All das wird in "Cry Baby" spür- und erlebbar, der ersten Eigenproduktion des Theaters der Stadt Schweinfurt, die am Samstag im Museum Otto Schäfer Premiere hatte. Allein schon der Ort: Hier die gediegenen Räume der "Kulturvilla" mit beigem Teppichboden und Dürer-Drucken in den Vitrinen, dort die spartanische, schwarz ausgekleidete Bühne, auf der eine Frau in Pelzweste und angedeutetem Hippie-Holzperlenschmuck sich die Seele aus dem Leib singt.
Nicht schreit, wohlgemerkt, denn Laura Mann weiß genau, was sie stimmlich tut. Was Janis Joplin (1943-1970) mit dieser unerklärlich unendlichen Energie bewerkstelligte, die offenbar keinerlei physiologischen Gesetzen unterlag, macht die fabelhafte Darstellerin mit Technik. Und mit einem Feeling, das schon vom ersten Ton an unter die Haut geht.

Janis Joplin ist unkopierbar, aber eben nicht unnahbar
Laura Mann verkörpert in dem Stück von Intendant Christof Wahlefeld (auch Regie) diese Janis Joplin einerseits kongenial und mit vollem Einsatz, andererseits mit jenem genau kalkulierten Rest Distanz, den es braucht, um über den bloßen Versuch einer möglichst naturgetreuen Kopie hinauszukommen. Janis Joplin ist unkopierbar, aber eben nicht unnahbar.
Die kurzen gesprochenen Passagen bringen nicht so sehr die biografische Handlung voran, Lebensdaten und -stationen kann jeder bei Google nachlesen. Vielmehr illustrieren sie eine seelische Entwicklung: von der Auflehnung des trotzigen Teenagers gegen den rassistischen Mief seiner texanischen Heimatstadt Port Arthur (übrigens etwa genauso groß wie Schweinfurt) bis zu den drogengeschwängerten (inneren) Monologen des Rockstars, der kein Mittel gegen die Einsamkeit findet: "Auf der Bühne habe ich Sex mit 25.000 Menschen, und dann gehe ich alleine nach Hause."
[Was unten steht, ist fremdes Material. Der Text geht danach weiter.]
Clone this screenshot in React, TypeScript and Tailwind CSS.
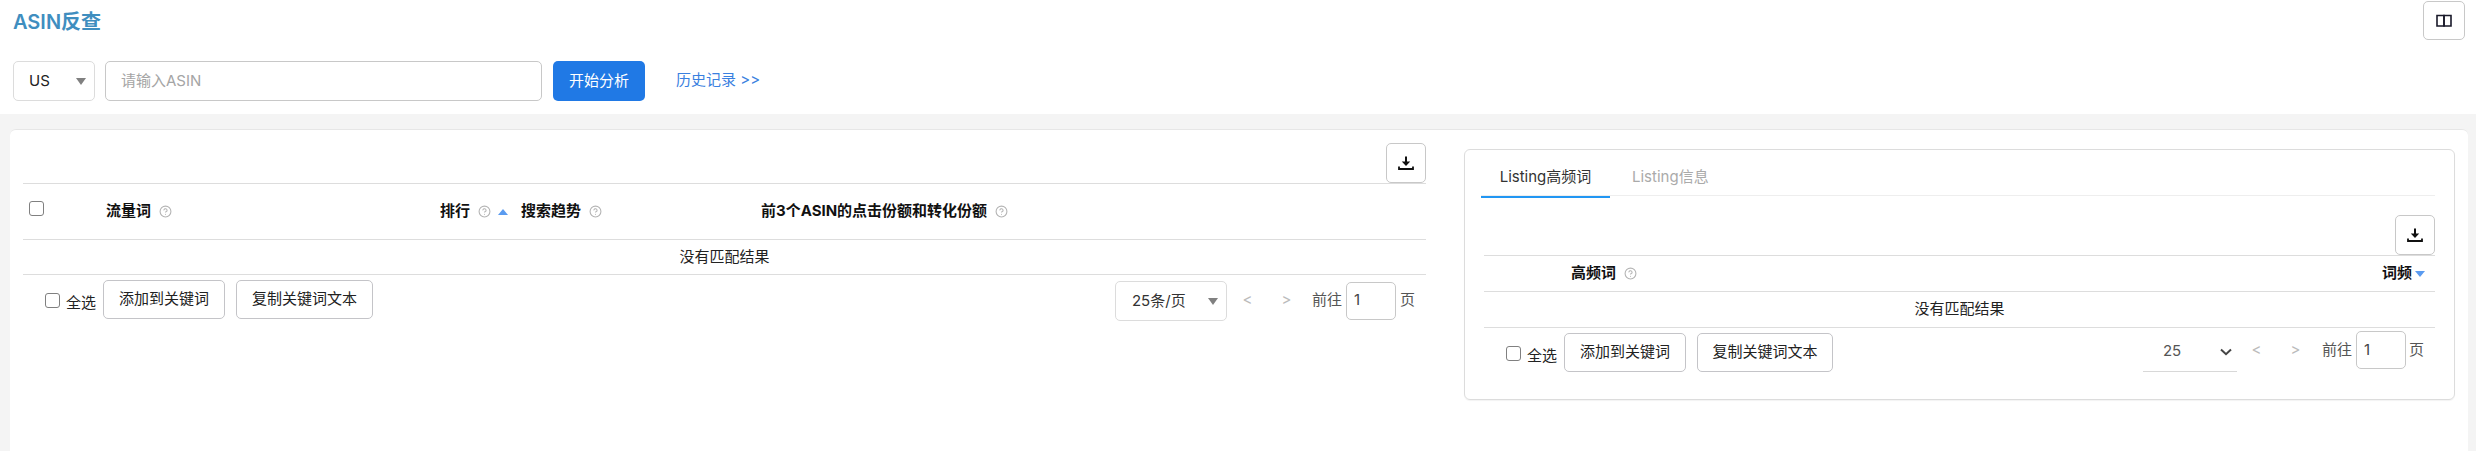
import React from "react";
import { CircleHelp } from "lucide-react";

const font = { fontFamily: "Inter, 'Noto Sans CJK SC', sans-serif" };

function Help({ className = "" }: { className?: string }) {
  return <CircleHelp size={13} strokeWidth={2} className={"text-[#b4b4b4] shrink-0 " + className} />;
}

function Box() {
  return <input type="checkbox" className="appearance-none w-[15px] h-[15px] border-[1.5px] border-[#808080] rounded-[3px] bg-white shrink-0 m-0" />;
}

function OutlineBtn({ children, w }: { children: React.ReactNode; w: string }) {
  return (
    <button className={"h-[39px] border border-[#c4c4c8] rounded-[5px] bg-white text-[15px] text-[#222] flex items-center justify-center " + w}>
      {children}
    </button>
  );
}

function DownloadBtn() {
  return (
    <button className="w-[40px] h-[40px] border border-[#c8c8c8] rounded-[5px] bg-white flex items-center justify-center">
      <svg width="16" height="16" viewBox="0 0 16 16" fill="none">
        <path d="M8 1.5V8" stroke="#111" strokeWidth="2" />
        <path d="M3.8 6.4H12.2L8 11Z" fill="#111" />
        <path d="M1 11.5V14H15V11.5" stroke="#111" strokeWidth="1.8" />
      </svg>
    </button>
  );
}

function Tri({ up }: { up?: boolean }) {
  return (
    <svg width="10" height="6" viewBox="0 0 10 6" className="shrink-0">
      <path d={up ? "M5 0L10 6H0Z" : "M5 6L10 0H0Z"} fill="#5a9bf0" />
    </svg>
  );
}

function TriGrey() {
  return (
    <svg width="10" height="7" viewBox="0 0 10 7" className="shrink-0">
      <path d="M0 0H10L5 7Z" fill="#808080" />
    </svg>
  );
}

function Th({ children }: { children: React.ReactNode }) {
  return <span className="text-[15px] font-bold text-[#111] whitespace-nowrap">{children}</span>;
}

function Pager() {
  return (
    <>
      <span className="text-[#bbbbbb] text-[15px] w-[39px] text-center">&lt;</span>
      <span className="text-[#bbbbbb] text-[15px] w-[39px] text-center">&gt;</span>
    </>
  );
}

function Goto({ tail }: { tail: string }) {
  return (
    <div className="flex items-center text-[15px] text-[#555]">
      <span className="mr-[4px]">前往</span>
      <span className="w-[50px] h-[38px] border border-[#c8c8c8] rounded-[5px] pl-[7px] flex items-center text-[#444]">1</span>
      <span className={tail}>页</span>
    </div>
  );
}

function SelectAll() {
  return (
    <label className="flex items-center text-[15px] text-[#222]">
      <span className="mt-[2px] flex"><Box /></span>
      <span className="ml-[6px] mr-[7px] mt-[7px]">全选</span>
    </label>
  );
}

export default function App() {
  return (
    <div style={font} className="h-[451px] w-[2476px] overflow-hidden bg-[#f4f4f4] flex flex-col">
      <header className="bg-white h-[114px] shrink-0 flex flex-col pl-[13px] pr-[11px]">
        <div className="h-[41px] flex items-start justify-between">
          <h1 className="text-[20px] leading-[24px] mt-[10px] font-semibold text-[#3f8ebf]">ASIN反查</h1>
          <button className="w-[42px] h-[39px] mt-[1px] border border-[#c8c8c8] rounded-[5px] bg-white flex items-center justify-center">
            <svg width="16" height="14" viewBox="0 0 16 14" fill="none" stroke="#1a1a2a" strokeWidth="1.6">
              <path d="M1 1.5H8V12H1Z" />
              <path d="M8 1.5H15V12H8Z" />
            </svg>
          </button>
        </div>
        <div className="flex items-center mt-[20px] h-[40px]">
          <div className="w-[82px] h-[40px] border border-[#dcdcdc] rounded-[5px] flex items-center justify-between pl-[15px] pr-[8px] text-[15px] text-[#222]">
            <span>US</span>
            <TriGrey />
          </div>
          <div className="w-[437px] h-[40px] ml-[10px] border border-[#c8c8c8] rounded-[5px] flex items-center pl-[15px] text-[15px] text-[#a5a5a5]">
            请输入ASIN
          </div>
          <button className="w-[92px] h-[40px] ml-[11px] bg-[#2079e5] rounded-[5px] text-white text-[15px]">开始分析</button>
          <a className="ml-[31px] text-[15px] text-[#3a80e0] -mt-[1px]">历史记录 &gt;&gt;</a>
        </div>
      </header>

      <main className="mt-[15px] ml-[10px] mr-[8px] flex-1 bg-white rounded-t-[6px] border-t border-[#e6e6e6] flex pl-[13px] pr-[13px]">
        <section className="w-[1403px] shrink-0">
          <div className="h-[53px] pt-[13px] flex justify-end">
            <DownloadBtn />
          </div>
          <div className="h-[57px] border-t border-b border-[#dddddd] grid grid-cols-[83px_334px_81px_240px_1fr] items-center">
            <span className="pl-[6px] -mt-[6px] flex"><Box /></span>
            <span className="flex items-center gap-[8px]"><Th>流量词</Th><Help /></span>
            <span className="flex items-center"><Th>排行</Th><Help className="ml-[8px]" /><span className="ml-[7px]"><Tri up /></span></span>
            <span className="flex items-center gap-[8px]"><Th>搜索趋势</Th><Help /></span>
            <span className="flex items-center gap-[8px]"><Th>前3个ASIN的点击份额和转化份额</Th><Help /></span>
          </div>
          <div className="h-[35px] border-b border-[#dddddd] flex items-center justify-center text-[15px] text-[#222]">没有匹配结果</div>
          <div className="flex items-start justify-between pt-[5px]">
            <div className="flex items-center pl-[22px]">
              <SelectAll />
              <OutlineBtn w="w-[122px]">添加到关键词</OutlineBtn>
              <span className="w-[11px]" />
              <OutlineBtn w="w-[137px]">复制关键词文本</OutlineBtn>
            </div>
            <div className="flex items-center pr-[11px]">
              <div className="w-[112px] h-[40px] mt-[1px] border border-[#dcdcdc] rounded-[5px] flex items-center justify-between pl-[16px] pr-[8px] text-[15px] text-[#333]">
                <span>25条/页</span>
                <TriGrey />
              </div>
              <span className="w-[1px]" />
              <Pager />
              <span className="w-[6px]" />
              <Goto tail="ml-[4px]" />
            </div>
          </div>
        </section>

        <section className="ml-[38px] w-[991px] h-[251px] mt-[19px] border border-[#dcdcdc] rounded-[6px] shadow-[0_1px_1px_rgba(0,0,0,0.05)] flex flex-col pl-[16px] pr-[19px]">
          <div className="h-[46px] flex items-start border-b border-[#eeeeee] shrink-0">
            <div className="w-[129px] h-[48px] pt-[8px] border-b-[2px] border-[#2196f3] shrink-0 flex items-center justify-center text-[15px] text-[#333]">Listing高频词</div>
            <div className="ml-[22px] h-[46px] pt-[8px] flex items-center text-[15px] text-[#aaaaaa]">Listing信息</div>
          </div>
          <div className="ml-[3px] flex flex-col">
            <div className="h-[59px] pt-[19px] flex justify-end"><DownloadBtn /></div>
            <div className="h-[37px] border-t border-b border-[#dddddd] flex items-center justify-between pl-[87px] pr-[10px]">
              <span className="flex items-center gap-[8px]"><Th>高频词</Th><Help /></span>
              <span className="flex items-center gap-[3px]"><Th>词频</Th><Tri /></span>
            </div>
            <div className="h-[36px] border-b border-[#dddddd] flex items-center justify-center text-[15px] text-[#222]">没有匹配结果</div>
            <div className="flex items-start justify-between pt-[3px]">
              <div className="flex items-center pl-[22px] mt-[2px]">
                <SelectAll />
                <OutlineBtn w="w-[122px]">添加到关键词</OutlineBtn>
                <span className="w-[11px]" />
                <OutlineBtn w="w-[136px]">复制关键词文本</OutlineBtn>
              </div>
              <div className="flex items-start pr-[11px]">
                <div className="w-[94px] h-[40px] mt-[1px] border-b border-[#d8d8d8] flex items-center justify-between pl-[20px] pr-[5px] text-[15px] text-[#555]">
                  <span>25</span>
                  <svg width="12" height="8" viewBox="0 0 12 8" fill="none"><path d="M1 1.5L6 6.2L11 1.5" stroke="#444" strokeWidth="2" /></svg>
                </div>
                <div className="flex items-center h-[38px]"><Pager /></div>
                <span className="w-[7px]" />
                <Goto tail="ml-[3px]" />
              </div>
            </div>
          </div>
        </section>
      </main>
    </div>
  );
}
Vom Blues einer Bessie Smith über den Rythm and Blues von Aretha Franklin (sehr aufschlussreich die übernervöse Version von "Respect") oder ein gänsehauterzwingendes "Summertime" bis zu den genialen eigenen Songs wie "Piece of My Heart", "Try", "Me and Bobby McGee", "Cry Baby" und natürlich "Mercedes Benz": Laura Mann findet genau die richtige Balance zwischen originalgetreuer Leidenschaft und der respektvollen Sorgfalt, die diesen Klassikern gebührt. Der phänomenal musikalische Jan Reinelt am Keyboard ist ihr dabei idealer Partner.
Autor Christof Wahlefeld nimmt das Publikum mit auf eine atemberaubende Lebensreise voller Höhenflüge und Abstürze. Weder idealisiert er die Legende Janis Joplin, noch wirbt er um Mitleid für die junge Frau, die aus dem Leben scheidet, bevor sie auch nur annähernd ihren Platz darin gefunden hat. Und genau deshalb ist das Stück unendlich traurig, unendlich schön und unendlich tröstlich.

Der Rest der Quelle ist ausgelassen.